OSGOOD, Emma Aline, singer, b. in Boston about 1852. Early in life she married Dr. Osgood, a physician of her native city. Her first appearance in public was made in Boston, when she was so successful that she was engaged for two years to sing in Canada and the United States. In 1875 she went to England to study oratorio, and made her debut at the Crystal palace in the same year, but did not appear again till 1876, when she accompanied Charles Halle on a provincial tour, and gained great reputation as a vocalist. In this year she also won praise as the soprano in Liszt's new oratorio "Saint Elizabeth," and at the Crystal palace sang frequently selections from Wagner's "Tristan and Isolde," and Gounod's classical compositions.
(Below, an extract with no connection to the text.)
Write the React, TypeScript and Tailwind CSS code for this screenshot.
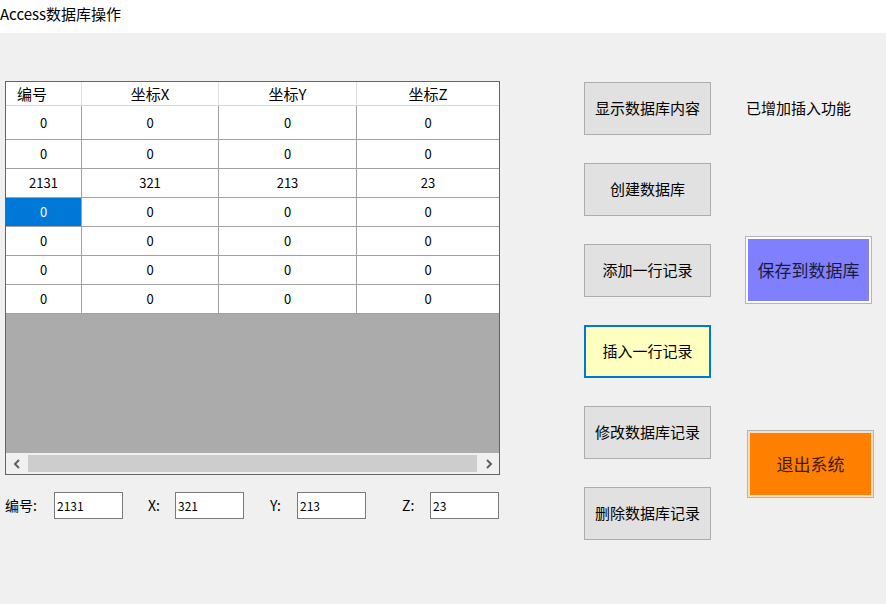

In March, 1878, Mrs. Osgood visited her native country, and appeared with ac- ceptance at Theodore Thomas's concerts in New York, at Cincinnati, and in Canada. She returned to England in the autumn of 1878, sang at the Shakespeare memorial festival at Stratford-on-Avon in June, 1879, and at Christmas in Liverpool in Sir Arthur Sullivan's " Light of the World." In 1880 she appeared at the state concert at Buckingham palace, and in August of that year she revisited the United States and made a successful tour. In oratorio many consider that she is unrivalled. Since 1875 she has resided principally in England.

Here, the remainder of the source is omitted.